In 1991 a ferry called the Salem Express sank in rough weather. 649 on board - 471 died
Thank you - that's the one, though I remember significantly different numbers. And in fact I don't think it was rough weather at the time. The captain was speeding at night and took a shortcut that proved fatal. The ship lodged on top of the reef and people got on with dinner in the belief they would be rescued in the morning and probably wouldn't even get their feet wet. Sadly they were wrong, and the ship slid off into moderately deep water. Most passengers didn't know how to swim - I don't know if it's an Egyptian thing or a Muslim one, but I've rarely come across Egyptians who can swim - and they went down with it. They had had hours to get clear but hadn't bothered.
I've dived it several times from liveaboards (it's a long way out for a day boat), and we always had an unwritten rule on board of "look but don't take anything". Most local dive crews have family members still in the ship, and I've never seen an Egyptian in the water there. They will take tourists as that's how they earn a living, but they will not dive themselves. On one liveaboard I was on someone brought up a child's toy he found lying on the bottom by the wreck, but other divers made him drop it, hopefully before the crew saw it.

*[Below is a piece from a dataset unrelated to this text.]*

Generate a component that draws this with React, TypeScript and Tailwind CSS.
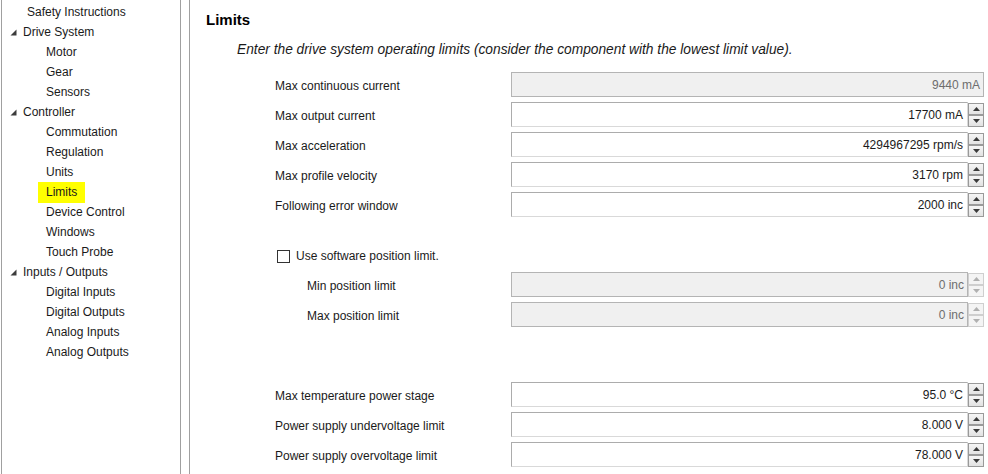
import React from "react";

type TreeItem = { label: string; level: number; expanded?: boolean; selected?: boolean };

const tree: TreeItem[] = [
  { label: "Safety Instructions", level: 0 },
  { label: "Drive System", level: 0, expanded: true },
  { label: "Motor", level: 1 },
  { label: "Gear", level: 1 },
  { label: "Sensors", level: 1 },
  { label: "Controller", level: 0, expanded: true },
  { label: "Commutation", level: 1 },
  { label: "Regulation", level: 1 },
  { label: "Units", level: 1 },
  { label: "Limits", level: 1, selected: true },
  { label: "Device Control", level: 1 },
  { label: "Windows", level: 1 },
  { label: "Touch Probe", level: 1 },
  { label: "Inputs / Outputs", level: 0, expanded: true },
  { label: "Digital Inputs", level: 1 },
  { label: "Digital Outputs", level: 1 },
  { label: "Analog Inputs", level: 1 },
  { label: "Analog Outputs", level: 1 },
];

const font = { fontFamily: '"Liberation Sans", Arial, sans-serif' };

function Expander() {
  return (
    <svg width="7" height="7" viewBox="0 0 7 7" className="mr-[6px]">
      <path d="M6.5 0.5 L6.5 6.5 L0.5 6.5 Z" fill="#3c3c3c" />
    </svg>
  );
}

function Sidebar() {
  return (
    <div className="w-[180px] h-full border-l border-r border-[#a0a0a0] pt-[2px] shrink-0">
      {tree.map((t) => (
        <div key={t.label} className="h-[20px] flex items-center">
          {t.level === 0 ? (
            t.expanded ? (
              <div className="flex items-center pl-[8px]">
                <Expander />
                <span className="text-[12px] text-[#1a1a1a]">{t.label}</span>
              </div>
            ) : (
              <span className="pl-[25px] text-[12px] text-[#1a1a1a]">{t.label}</span>
            )
          ) : (
            <span
              className={
                t.selected
                  ? "ml-[36px] px-[8px] h-[21px] leading-[21px] bg-[#ffff00] text-[12px] text-[#1a1a1a]"
                  : "pl-[44px] text-[12px] text-[#1a1a1a]"
              }
            >
              {t.label}
            </span>
          )}
        </div>
      ))}
    </div>
  );
}

function Arrow({ up, disabled }: { up?: boolean; disabled?: boolean }) {
  return (
    <div
      className={
        disabled
          ? "h-[12px] flex items-center justify-center border border-[#cfcfcf] bg-[#f4f4f4]"
          : "h-[12px] flex items-center justify-center border border-[#9a9a9a] bg-gradient-to-b from-[#f6f6f6] to-[#e2e2e2]"
      }
    >
      <svg width="7" height="4" viewBox="0 0 7 4">
        <path
          d={up ? "M0 4 L3.5 0 L7 4 Z" : "M0 0 L3.5 4 L7 0 Z"}
          fill={disabled ? "#b0b0b0" : "#3a3a3a"}
        />
      </svg>
    </div>
  );
}

function Field({
  label,
  value,
  indent,
  disabled,
  spinner = true,
}: {
  label: string;
  value: string;
  indent?: boolean;
  disabled?: boolean;
  spinner?: boolean;
}) {
  return (
    <div className="h-[30px] flex items-center">
      <div
        className={
          indent
            ? "w-[236px] pl-[32px] text-[12px] text-[#1a1a1a]"
            : "w-[236px] text-[12px] text-[#1a1a1a]"
        }
      >
        {label}
      </div>
      <div className="flex h-[25px] w-[473px] self-start mt-[1px]">
        <div
          className={
            disabled
              ? "flex-1 h-full flex items-center justify-end pr-[3px] bg-[#f0f0f0] border border-[#b4b4b4] text-[12px] text-[#6d6d6d]"
              : "flex-1 h-full flex items-center justify-end pr-[4px] bg-white border border-[#acacac] border-b-[#d9d9d9] border-r-[#d9d9d9] text-[12px] text-[#1a1a1a]"
          }
        >
          {value}
        </div>
        {spinner && (
          <div className="w-[16px] flex flex-col pt-[1px]">
            <Arrow up disabled={disabled} />
            <Arrow disabled={disabled} />
          </div>
        )}
      </div>
    </div>
  );
}

export default function App() {
  return (
    <div className="w-[988px] h-[474px] overflow-hidden bg-white flex pl-[1px]" style={font}>
      <Sidebar />
      <div className="w-[8px] shrink-0" />
      <div className="flex-1 h-full border-l border-[#a0a0a0] pl-[16px] pt-[10px]">
        <div className="h-[20px] leading-[20px] text-[15px] font-bold text-black">Limits</div>
        <div className="mt-[10px] h-[20px] leading-[20px] pl-[31px] text-[13.75px] italic text-[#1a1a1a] whitespace-nowrap">
          Enter the drive system operating limits (consider the component with the lowest limit value).
        </div>
        <div className="mt-[11px] pl-[69px]">
          <Field label="Max continuous current" value="9440 mA" disabled spinner={false} />
          <Field label="Max output current" value="17700 mA" />
          <Field label="Max acceleration" value="4294967295 rpm/s" />
          <Field label="Max profile velocity" value="3170 rpm" />
          <Field label="Following error window" value="2000 inc" />

          <div className="mt-[20px] h-[30px] flex items-center pl-[2px]">
            <div className="w-[13px] h-[13px] border border-[#333333] bg-white" />
            <span className="ml-[6px] text-[12px] text-[#1a1a1a]">Use software position limit.</span>
          </div>
          <Field label="Min position limit" value="0 inc" indent disabled />
          <Field label="Max position limit" value="0 inc" indent disabled />

          <div className="mt-[50px]">
            <Field label="Max temperature power stage" value="95.0 °C" />
            <Field label="Power supply undervoltage limit" value="8.000 V" />
            <Field label="Power supply overvoltage limit" value="78.000 V" />
          </div>
        </div>
      </div>
    </div>
  );
}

As I said, I don't think the weather was bad when the Salem Express went down. I have though been in boats/ships on the Red Sea when storms have blown up, and the speed with which that happens and the severity of the storm is incredible. One liveaboard I was on, the "Tiger Lily", had both an air compressor and a nitrox compressor bolted to the deck in the wet area, and the ship was all steel. The storm was so bad one of these compressors tore up the section of deck it was fixed to and disappeared over the side, and the other was severely damaged. We limped back to port with engine room damage as well. If a ship breaks up there in a storm it is completely unsurvivable. I have been in storms on other seas/oceans, and nothing comes close to Red Sea ferocity.